§ **Written instruction**
Set the listing down again in full, word for word, with the pictures left out.

..............................

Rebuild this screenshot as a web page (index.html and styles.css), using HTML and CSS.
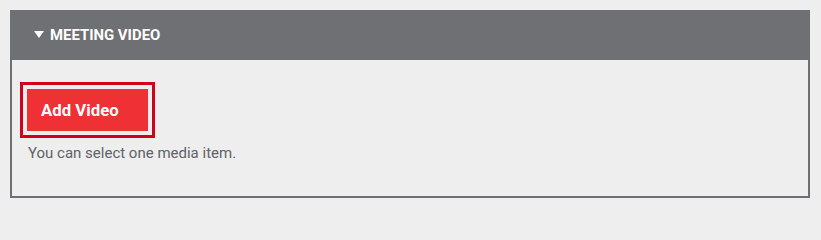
FILE: index.html
```html
<!DOCTYPE html>
<html>
<head>
<meta charset="utf-8">
<link rel="stylesheet" href="styles.css">
</head>
<body>
<section class="panel">
  <header class="panel-head"><svg class="caret" width="10" height="7" viewBox="0 0 10 7"><polygon points="0,0 10,0 5,7" fill="#ffffff"/></svg>MEETING VIDEO</header>
  <div class="panel-body">
    <button class="add-btn">Add Video</button>
    <p class="hint">You can select one media item.</p>
  </div>
</section>
</body>
</html>
```
FILE: styles.css
```css
html, body { margin: 0; padding: 0; }
html { height: 208px; overflow: hidden; }
body {
  background: #eeeeee;
  font-family: Roboto, "Liberation Sans", sans-serif;
  padding: 10px 11px 0 10px;
}
.panel {
  border: 2px solid #6f6e73;
  border-top: none;
  background: #eeeeee;
  box-sizing: border-box;
  height: 188px;
}
.panel-head {
  display: flex;
  align-items: center;
  background: #6f7073;
  color: #ffffff;
  font-weight: 700;
  font-size: 14.9px;
  height: 50px;
  margin: 0 -2px;
  padding-left: 24px;
}
.caret { margin-right: 6px; margin-top: -1px; }
.panel-body {
  padding: 29px 0 0 15px;
}
.add-btn {
  display: block;
  background: #ef3035;
  color: #ffffff;
  border: none;
  font-family: Roboto, "Liberation Sans", sans-serif;
  font-weight: 700;
  font-size: 16.8px;
  width: 121px;
  height: 42px;
  padding: 0 0 0 14px;
  text-align: left;
  outline: 3px solid #d0021b;
  outline-offset: 4px;
  margin: 0;
}
.hint {
  margin: 11px 0 0 1px;
  font-size: 15px;
  color: #5f6268;
  line-height: 22px;
}
```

..............................

§ **Solution for this exercise**
Rebuild this screenshot as a web page (index.html and styles.css), using HTML and CSS.
FILE: index.html
```html
<!DOCTYPE html>
<html>
<head>
<meta charset="utf-8">
<link rel="stylesheet" href="styles.css">
</head>
<body>
<section class="panel">
  <header class="panel-head"><svg class="caret" width="10" height="7" viewBox="0 0 10 7"><polygon points="0,0 10,0 5,7" fill="#ffffff"/></svg>MEETING VIDEO</header>
  <div class="panel-body">
    <button class="add-btn">Add Video</button>
    <p class="hint">You can select one media item.</p>
  </div>
</section>
</body>
</html>
```
FILE: styles.css
```css
html, body { margin: 0; padding: 0; }
html { height: 208px; overflow: hidden; }
body {
  background: #eeeeee;
  font-family: Roboto, "Liberation Sans", sans-serif;
  padding: 10px 11px 0 10px;
}
.panel {
  border: 2px solid #6f6e73;
  border-top: none;
  background: #eeeeee;
  box-sizing: border-box;
  height: 188px;
}
.panel-head {
  display: flex;
  align-items: center;
  background: #6f7073;
  color: #ffffff;
  font-weight: 700;
  font-size: 14.9px;
  height: 50px;
  margin: 0 -2px;
  padding-left: 24px;
}
.caret { margin-right: 6px; margin-top: -1px; }
.panel-body {
  padding: 29px 0 0 15px;
}
.add-btn {
  display: block;
  background: #ef3035;
  color: #ffffff;
  border: none;
  font-family: Roboto, "Liberation Sans", sans-serif;
  font-weight: 700;
  font-size: 16.8px;
  width: 121px;
  height: 42px;
  padding: 0 0 0 14px;
  text-align: left;
  outline: 3px solid #d0021b;
  outline-offset: 4px;
  margin: 0;
}
.hint {
  margin: 11px 0 0 1px;
  font-size: 15px;
  color: #5f6268;
  line-height: 22px;
}
```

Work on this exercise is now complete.